Is Rejection a Bad Thing?
Do you remember when we were children and there was
something we wanted?
That nice shiny thing under the TV perhaps? “No!” yelled
dad.
You toddled into the kitchen. The oven was on. Whatever was
inside smelled gooood. You reached toward it. “No!” screamed mom.
Ah, the days when we never took rejection to heart. On some
occasions we’d stick our bottom lip out. Other times we’d throw a tantrum. But
we never let it get us down. If anything, we probably became even more
determined to get our own way.
As writers, we can learn a lot from our respective
childhoods, because somewhere along the way, we allowed words and letters to
affect us. Our developing maturity somehow severed our ability to bounce back
from criticism without getting scarred.
But how much of an “I can’t be bothered” attitude should we
strive to recover?
I read an interesting article recently by Jason Comely. It’s
based on the premise that rejection – under certain circumstances – can be good
for you. Remember, each of us is an individual, uniquely disciplined to handle
certain situations in our own way. The older we get the more emotional baggage
we tend to collect. How heavy we let that excess become...well, that’s up to us, isn't it?

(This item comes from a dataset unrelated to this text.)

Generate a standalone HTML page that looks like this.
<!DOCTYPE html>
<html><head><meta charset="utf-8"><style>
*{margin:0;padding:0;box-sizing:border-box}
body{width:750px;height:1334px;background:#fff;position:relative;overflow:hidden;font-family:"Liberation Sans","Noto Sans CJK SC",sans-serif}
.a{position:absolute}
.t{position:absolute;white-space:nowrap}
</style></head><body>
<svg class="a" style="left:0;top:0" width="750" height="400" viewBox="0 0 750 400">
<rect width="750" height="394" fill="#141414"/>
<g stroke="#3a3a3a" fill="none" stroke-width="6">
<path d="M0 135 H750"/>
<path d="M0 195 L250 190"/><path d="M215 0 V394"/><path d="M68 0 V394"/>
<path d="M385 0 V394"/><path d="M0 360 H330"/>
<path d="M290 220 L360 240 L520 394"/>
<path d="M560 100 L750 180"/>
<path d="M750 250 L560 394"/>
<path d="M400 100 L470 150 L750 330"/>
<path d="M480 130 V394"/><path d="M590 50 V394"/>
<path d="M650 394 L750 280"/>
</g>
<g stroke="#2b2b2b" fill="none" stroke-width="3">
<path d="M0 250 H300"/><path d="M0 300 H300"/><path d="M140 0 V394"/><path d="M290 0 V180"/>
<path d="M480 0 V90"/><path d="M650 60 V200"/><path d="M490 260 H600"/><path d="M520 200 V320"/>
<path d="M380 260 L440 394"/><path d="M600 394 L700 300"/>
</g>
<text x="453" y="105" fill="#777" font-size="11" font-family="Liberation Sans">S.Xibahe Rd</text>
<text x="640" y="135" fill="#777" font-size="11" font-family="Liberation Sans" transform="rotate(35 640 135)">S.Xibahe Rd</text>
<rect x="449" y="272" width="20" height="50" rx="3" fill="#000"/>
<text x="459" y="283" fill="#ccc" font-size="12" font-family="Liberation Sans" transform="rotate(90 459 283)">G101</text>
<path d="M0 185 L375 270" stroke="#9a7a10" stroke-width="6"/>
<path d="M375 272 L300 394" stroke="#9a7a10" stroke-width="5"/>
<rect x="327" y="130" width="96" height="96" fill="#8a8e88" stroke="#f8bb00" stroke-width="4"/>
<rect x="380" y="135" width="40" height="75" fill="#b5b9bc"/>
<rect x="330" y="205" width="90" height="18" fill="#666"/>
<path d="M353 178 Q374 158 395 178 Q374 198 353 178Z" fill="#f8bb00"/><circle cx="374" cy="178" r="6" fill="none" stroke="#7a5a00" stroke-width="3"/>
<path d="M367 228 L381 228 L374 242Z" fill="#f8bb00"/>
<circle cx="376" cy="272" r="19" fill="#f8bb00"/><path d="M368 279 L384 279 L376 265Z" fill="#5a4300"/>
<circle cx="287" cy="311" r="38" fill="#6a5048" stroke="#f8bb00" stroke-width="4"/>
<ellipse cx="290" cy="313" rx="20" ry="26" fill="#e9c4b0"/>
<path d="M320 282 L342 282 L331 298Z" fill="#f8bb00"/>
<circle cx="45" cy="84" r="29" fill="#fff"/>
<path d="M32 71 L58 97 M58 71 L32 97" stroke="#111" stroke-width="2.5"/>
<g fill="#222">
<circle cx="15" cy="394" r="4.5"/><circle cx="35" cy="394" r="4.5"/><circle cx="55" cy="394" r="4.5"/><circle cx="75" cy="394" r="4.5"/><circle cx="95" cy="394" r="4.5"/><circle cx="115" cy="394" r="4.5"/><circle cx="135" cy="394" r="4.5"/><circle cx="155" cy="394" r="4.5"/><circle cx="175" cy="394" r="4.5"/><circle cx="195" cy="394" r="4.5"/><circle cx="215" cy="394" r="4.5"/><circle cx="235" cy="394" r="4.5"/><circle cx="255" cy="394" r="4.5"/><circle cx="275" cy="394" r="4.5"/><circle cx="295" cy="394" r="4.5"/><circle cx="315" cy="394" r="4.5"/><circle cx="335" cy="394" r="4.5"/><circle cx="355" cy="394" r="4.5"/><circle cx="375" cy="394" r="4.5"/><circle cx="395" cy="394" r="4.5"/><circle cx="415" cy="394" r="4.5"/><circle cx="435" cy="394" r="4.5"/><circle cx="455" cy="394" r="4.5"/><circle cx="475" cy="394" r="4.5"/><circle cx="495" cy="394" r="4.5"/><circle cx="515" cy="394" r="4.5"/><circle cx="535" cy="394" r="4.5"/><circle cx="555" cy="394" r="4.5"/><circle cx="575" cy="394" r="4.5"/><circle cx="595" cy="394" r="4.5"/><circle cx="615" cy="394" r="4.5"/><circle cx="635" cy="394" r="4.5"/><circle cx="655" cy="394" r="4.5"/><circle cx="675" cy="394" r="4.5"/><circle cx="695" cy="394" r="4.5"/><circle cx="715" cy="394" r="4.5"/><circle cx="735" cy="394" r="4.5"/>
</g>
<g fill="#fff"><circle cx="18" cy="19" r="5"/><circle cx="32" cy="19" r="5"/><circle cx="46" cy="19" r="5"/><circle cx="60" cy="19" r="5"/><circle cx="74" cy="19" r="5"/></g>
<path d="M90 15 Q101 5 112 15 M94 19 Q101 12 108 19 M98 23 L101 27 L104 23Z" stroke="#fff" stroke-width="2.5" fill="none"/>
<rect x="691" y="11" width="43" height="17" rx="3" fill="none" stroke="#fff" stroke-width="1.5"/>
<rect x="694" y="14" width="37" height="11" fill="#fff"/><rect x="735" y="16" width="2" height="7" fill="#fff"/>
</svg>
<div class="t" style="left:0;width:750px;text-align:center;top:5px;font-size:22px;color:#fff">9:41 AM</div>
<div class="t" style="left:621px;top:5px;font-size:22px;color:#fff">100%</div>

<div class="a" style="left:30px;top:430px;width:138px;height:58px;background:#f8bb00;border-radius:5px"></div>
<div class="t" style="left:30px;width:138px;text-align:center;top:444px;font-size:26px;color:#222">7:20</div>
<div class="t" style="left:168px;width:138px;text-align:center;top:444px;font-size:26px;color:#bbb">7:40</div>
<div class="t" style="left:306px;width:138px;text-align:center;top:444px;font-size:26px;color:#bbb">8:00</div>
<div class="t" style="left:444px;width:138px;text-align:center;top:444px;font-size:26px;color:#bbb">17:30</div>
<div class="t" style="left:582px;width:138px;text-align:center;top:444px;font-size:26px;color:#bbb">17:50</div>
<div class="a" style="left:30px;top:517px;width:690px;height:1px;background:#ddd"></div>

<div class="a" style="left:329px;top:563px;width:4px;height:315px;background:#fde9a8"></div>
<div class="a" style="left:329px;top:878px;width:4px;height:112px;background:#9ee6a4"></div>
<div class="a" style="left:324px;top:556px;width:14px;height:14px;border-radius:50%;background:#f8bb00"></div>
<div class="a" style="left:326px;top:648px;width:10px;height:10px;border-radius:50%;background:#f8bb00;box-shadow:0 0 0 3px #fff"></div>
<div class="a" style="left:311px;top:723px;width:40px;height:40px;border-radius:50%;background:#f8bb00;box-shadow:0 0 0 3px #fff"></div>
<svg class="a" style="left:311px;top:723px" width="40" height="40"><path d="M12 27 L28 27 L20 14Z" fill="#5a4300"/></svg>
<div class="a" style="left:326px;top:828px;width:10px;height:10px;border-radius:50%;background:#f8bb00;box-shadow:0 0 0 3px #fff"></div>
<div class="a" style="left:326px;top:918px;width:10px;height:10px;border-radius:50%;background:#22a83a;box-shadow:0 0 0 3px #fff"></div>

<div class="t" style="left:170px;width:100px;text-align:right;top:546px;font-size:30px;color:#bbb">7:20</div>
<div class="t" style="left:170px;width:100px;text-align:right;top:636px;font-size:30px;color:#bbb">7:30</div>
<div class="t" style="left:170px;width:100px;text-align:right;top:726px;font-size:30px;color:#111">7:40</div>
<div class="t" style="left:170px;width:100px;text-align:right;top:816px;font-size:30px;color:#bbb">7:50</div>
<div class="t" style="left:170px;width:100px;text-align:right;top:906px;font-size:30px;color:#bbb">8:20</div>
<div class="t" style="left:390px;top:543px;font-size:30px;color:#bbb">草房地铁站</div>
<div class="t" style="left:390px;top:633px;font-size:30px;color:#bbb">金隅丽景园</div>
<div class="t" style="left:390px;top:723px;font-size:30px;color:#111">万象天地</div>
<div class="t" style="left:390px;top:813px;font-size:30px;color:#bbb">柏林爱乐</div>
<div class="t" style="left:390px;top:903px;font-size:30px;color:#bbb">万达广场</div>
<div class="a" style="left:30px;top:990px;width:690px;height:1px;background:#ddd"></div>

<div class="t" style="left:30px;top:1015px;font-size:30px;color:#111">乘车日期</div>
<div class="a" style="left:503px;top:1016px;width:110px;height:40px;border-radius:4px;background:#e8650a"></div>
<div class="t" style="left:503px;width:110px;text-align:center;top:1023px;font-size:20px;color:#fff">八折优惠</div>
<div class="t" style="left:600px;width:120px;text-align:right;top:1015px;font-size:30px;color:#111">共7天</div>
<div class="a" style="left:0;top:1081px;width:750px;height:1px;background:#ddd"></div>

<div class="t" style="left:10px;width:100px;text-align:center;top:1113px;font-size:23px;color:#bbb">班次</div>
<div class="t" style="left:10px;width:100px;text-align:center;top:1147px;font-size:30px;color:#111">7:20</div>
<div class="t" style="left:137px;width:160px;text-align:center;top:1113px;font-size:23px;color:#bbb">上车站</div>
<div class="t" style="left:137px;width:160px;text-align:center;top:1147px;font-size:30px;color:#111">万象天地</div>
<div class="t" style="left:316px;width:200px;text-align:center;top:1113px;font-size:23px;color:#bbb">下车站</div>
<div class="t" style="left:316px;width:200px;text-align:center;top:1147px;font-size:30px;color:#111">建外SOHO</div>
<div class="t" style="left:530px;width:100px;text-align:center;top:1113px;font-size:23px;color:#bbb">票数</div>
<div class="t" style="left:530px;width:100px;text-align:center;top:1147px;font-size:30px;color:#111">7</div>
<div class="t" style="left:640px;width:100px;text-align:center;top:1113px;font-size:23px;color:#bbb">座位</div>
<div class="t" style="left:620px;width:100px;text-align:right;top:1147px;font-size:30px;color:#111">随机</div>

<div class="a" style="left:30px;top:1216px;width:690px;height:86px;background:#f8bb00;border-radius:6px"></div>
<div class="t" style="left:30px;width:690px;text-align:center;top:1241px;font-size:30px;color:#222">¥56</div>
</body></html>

Jason called his premise: Rejection Therapy.
How does it work?
Here are a few principles.
1.
Actively
seeking rejection can help you fear it less.

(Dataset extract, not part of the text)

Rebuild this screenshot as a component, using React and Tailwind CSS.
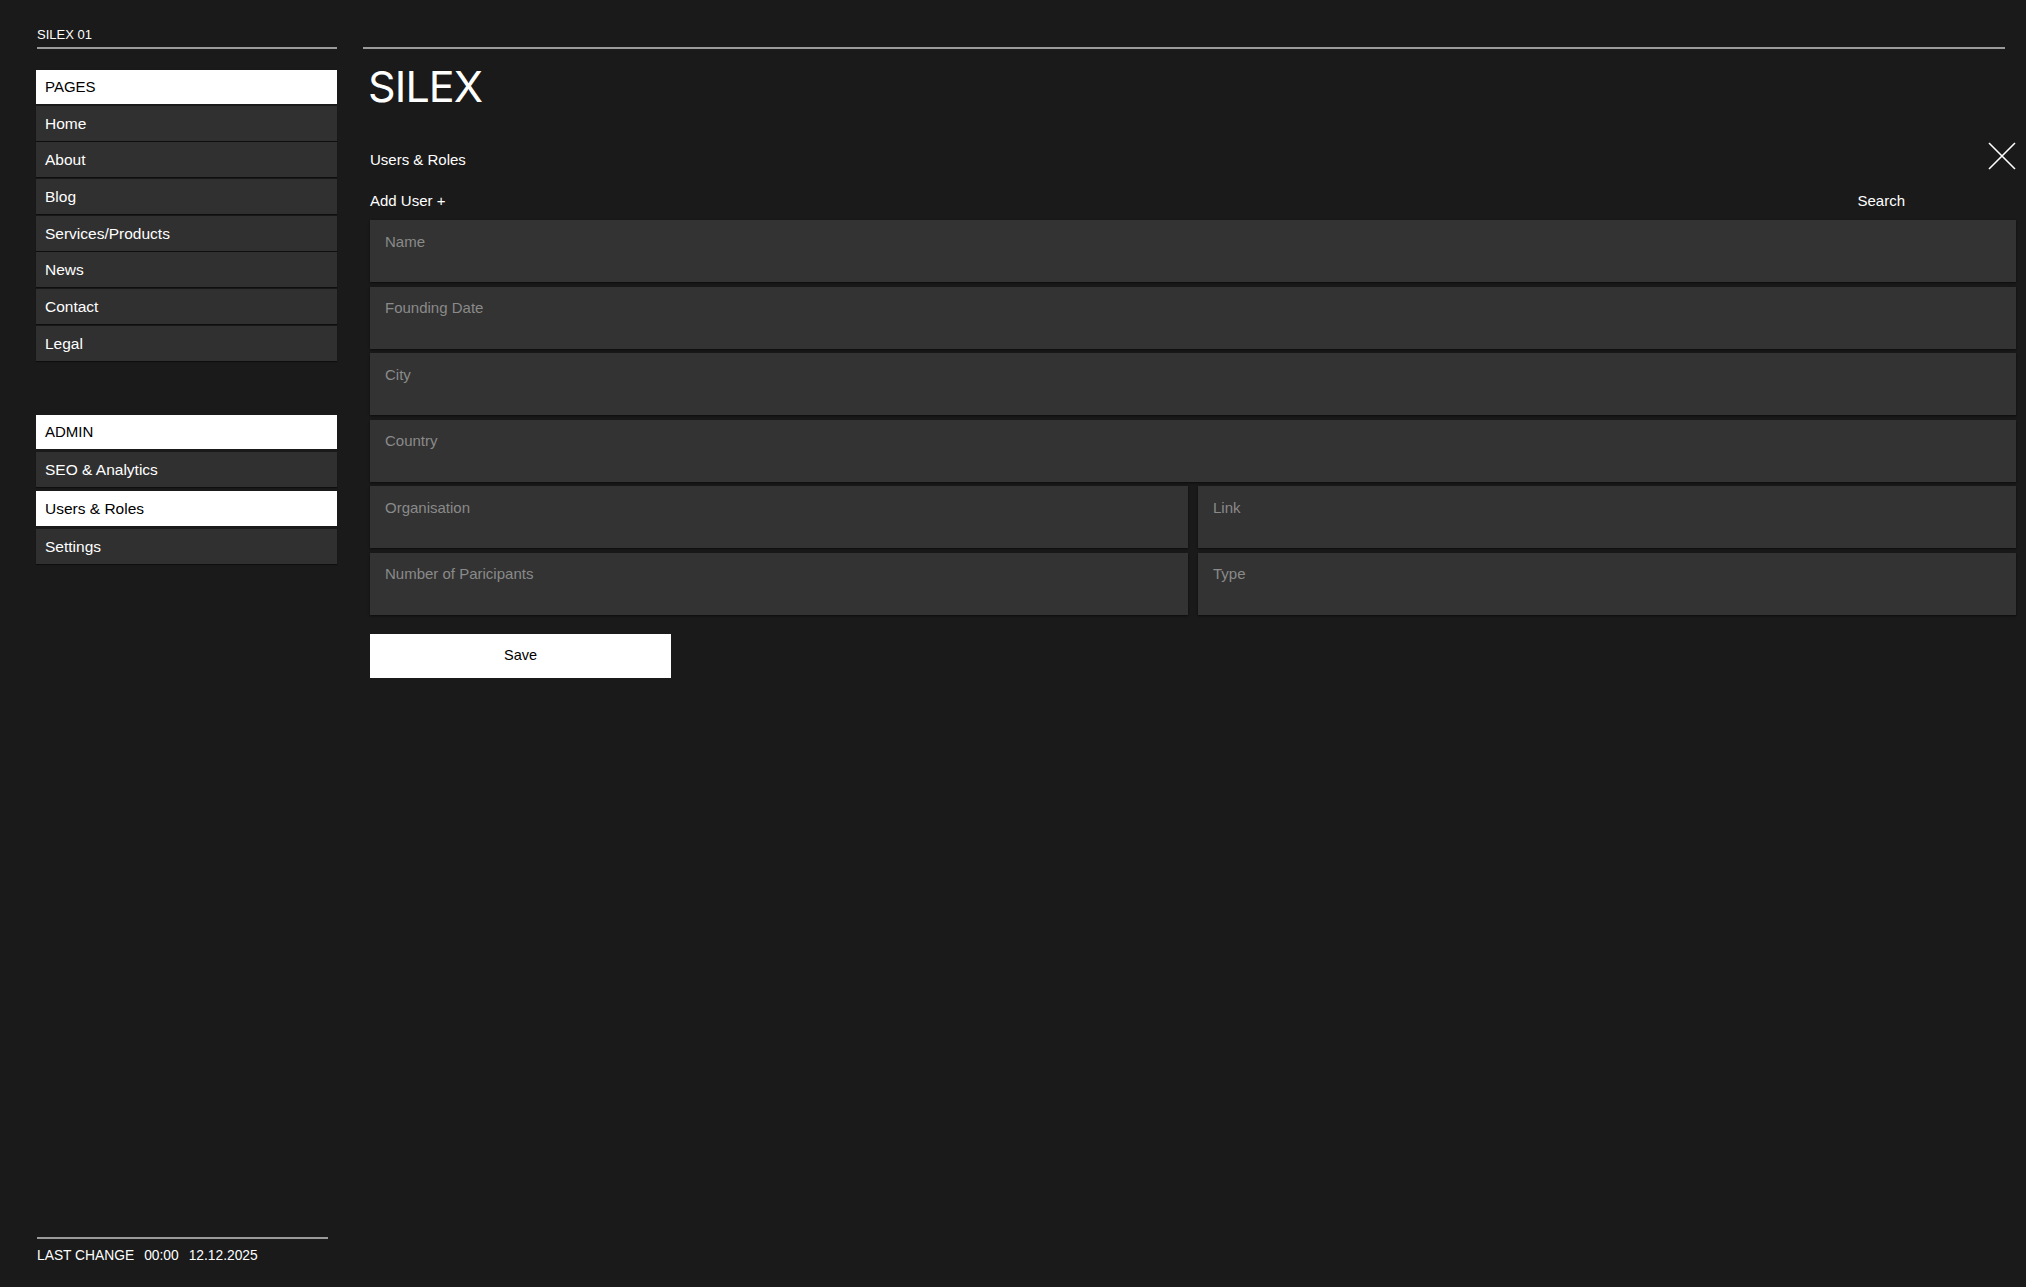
import { useState } from 'react';

const pages = ['Home', 'About', 'Blog', 'Services/Products', 'News', 'Contact', 'Legal'];
const admin = ['SEO & Analytics', 'Users & Roles', 'Settings'];

function NavHeader({ children }) {
  return (
    <div className="flex h-[34px] items-center bg-white pl-[9px] text-[15px] text-black">
      {children}
    </div>
  );
}

function NavItem({ label, active, onClick }) {
  return (
    <button
      onClick={onClick}
      className={
        active
          ? 'flex h-[35px] w-full items-center bg-white pl-[9px] text-left text-[15.5px] text-black'
          : 'flex h-[35px] w-full items-center bg-[#303030] pl-[9px] text-left text-[15.5px] text-white shadow-[0_1px_1px_rgba(0,0,0,0.45)]'
      }
    >
      {label}
    </button>
  );
}

function Field({ placeholder }) {
  return (
    <input
      placeholder={placeholder}
      className="h-[62px] w-full bg-[#333333] px-[15px] pb-[20px] text-[15px] text-white shadow-[0_1px_2px_rgba(0,0,0,0.55)] outline-none placeholder:text-[#8a8a8a]"
    />
  );
}

export default function App() {
  const [current, setCurrent] = useState('Users & Roles');

  return (
    <div className="flex min-h-screen bg-[#1a1a1a] font-['Liberation_Sans',Arial,sans-serif] text-white">
      <aside className="flex h-[1287px] w-[337px] shrink-0 flex-col pl-[36px]">
        <div className="pl-[1px] pt-[27px] text-[13px] leading-4">SILEX 01</div>
        <div className="ml-[1px] mt-[4px] h-[2px] bg-[#9a9a9a]" />

        <div className="mt-[21px] flex flex-col gap-[1.7px]">
          <NavHeader>PAGES</NavHeader>
          {pages.map((p) => (
            <NavItem key={p} label={p} active={current === p} onClick={() => setCurrent(p)} />
          ))}
        </div>

        <div className="mt-[54px] flex flex-col gap-[3.5px]">
          <NavHeader>ADMIN</NavHeader>
          {admin.map((p) => (
            <NavItem key={p} label={p} active={current === p} onClick={() => setCurrent(p)} />
          ))}
        </div>

        <div className="mt-auto pb-[23px] pl-[1px] pr-[9px]">
          <div className="h-[2px] bg-[#9a9a9a]" />
          <div className="mt-[9px] flex gap-[10px] text-[13.8px] leading-4">
            <span>LAST CHANGE</span>
            <span>00:00</span>
            <span>12.12.2025</span>
          </div>
        </div>
      </aside>

      <main className="flex-1 pl-[26px] pr-[10px]">
        <div className="mr-[11px] mt-[47px] h-[2px] bg-[#9a9a9a]" />
        <h1 className="mt-[15px] pl-[5px] font-['Inter',sans-serif] text-[43px] font-normal leading-[44px] tracking-[-0.02em]">
          SILEX
        </h1>

        <div className="pl-[7px]">
          <div className="mt-[34px] flex items-start justify-between">
            <div className="mt-[8px] text-[15px] leading-5">{current}</div>
            <button aria-label="Close" className="h-[28px] w-[28px]">
              <svg viewBox="0 0 28 28" className="h-[28px] w-[28px]" fill="none" stroke="white" strokeWidth="1.6">
                <path d="M1 1L27 27M27 1L1 27" />
              </svg>
            </button>
          </div>

          <div className="mt-[21px] flex items-center justify-between text-[15px] leading-5">
            <button>Add User +</button>
            <button className="mr-[111px]">Search</button>
          </div>

          <form className="mt-[9px] grid grid-cols-2 gap-x-[10px] gap-y-[4.5px]" onSubmit={(e) => e.preventDefault()}>
            <div className="col-span-2"><Field placeholder="Name" /></div>
            <div className="col-span-2"><Field placeholder="Founding Date" /></div>
            <div className="col-span-2"><Field placeholder="City" /></div>
            <div className="col-span-2"><Field placeholder="Country" /></div>
            <Field placeholder="Organisation" />
            <Field placeholder="Link" />
            <Field placeholder="Number of Paricipants" />
            <Field placeholder="Type" />
            <div className="col-span-2 mt-[14.5px]">
              <button type="submit" className="h-[44px] w-[301px] bg-white text-[14.5px] text-black">
                Save
              </button>
            </div>
          </form>
        </div>
      </main>
    </div>
  );
}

He suggests that rather than becoming
bogged down and overwhelmed by being told; “No!” think of them as a target. So,
the more rejections you manage to accrue, the more successful you are.
How can this be good for you? It trains
your mind to think differently.
Gradually, you tend to stop thinking of the rejections as a hurdle, and more as
a door of opportunity.
Seeing the possibility stimulates you to work
harder, reach out more, and you lose the fear of hearing or seeing that
rejection. Yes, it has the power to make you fearless.
Interesting.
2.
You
are motivated to try harder.
Once you stop feeling so sensitive, a natural
inclination to work harder kicks in. Fear of rejection is replaced by
determination to succeed. It becomes a stimulus toward motivation. To carry on
regardless of what others may think or do.
So, what consequence might we see?
3.
That
determination spills over into other areas of your life.
If you think about the way life really is,
it’s full of rejection. The choice of film you might like to see when you go
out. The actual meal your loved one serves at the end of a hard day. Where you
all end up on a night out with friends. How much input you contribute to a
group discussion when the team “chatterbox” likes to dominate. Even getting
someone you really like to go out on a date with you. Rejection is everywhere.
And think about it. Have you ever noticed
how thick-skinned people appear to be a lot happier with life? People are
attracted to them more, as they don’t throw a Scarlet O’Hara when they don’t
get their own way. There’s a lesson there for all of us.
4.
Taking
that risk becomes easier.
It’s true to say, the more we become
accustomed to doing something, the easier it is.
Have you ever met someone who has complete
conviction in their work? But, because they’re so afraid of the concept of
rejection, they never put a great idea forward? I’m sure we all have. That’s
why is such a good idea to actively seek rejection. The fear of taking a risk
in the first place won’t hold you back, and life will be much less stressful.
5.
You
start to see the bigger picture.
Jason’s therapy regime doesn’t advocate you
don’t need to heed criticism at all. As I found out when I became a writer,
some criticism can be constructive. It allows you to open your mind, be honest
with yourself, and accept that...“Oh yes, what I did there was rather
awful/didn’t make sense/needs to be reworked”, etc, etc.
You start to look at things from a
different angle. You don’t take it personally. You stay positive, and use the
rejection as something to build on and help fine-tune your future efforts.
Basically, by taking the chance early on to set yourself up for a big “No!” –
You avoid major disappointments later, when it counts, and use the experience
to focus your efforts.
Don’t forget, in many instances –
especially in the publishing world – the rejection itself may not be about you,
but more about the setting/situation of the person/company who rejected your
idea or work.
So there you go. I really enjoyed some of Jason’s thoughts,
and I’m sure you will too. How often have we ourselves written to a certain
magazine, ezine, etc, with an item/piece of work that makes our chest burst
with pride, only to have it rejected, because it didn’t fit with their current theme? Remember, Jason’s view helps us
realize...In many instances, they say “No” - not because your work is bad, but
because it isn’t suitable for the mood they want to capture.
I’ve noticed this is especially true with poetry publishers,
who cycle their ‘themes’ much more frequently than fiction houses. It helped me
appreciate how much you need to do your homework beforehand, to ensure you
target your work toward the right publisher.
As we enter 2014, why not some of these thoughts into
practice, and see how it helps you realize...
YES, this year will be even better than the last.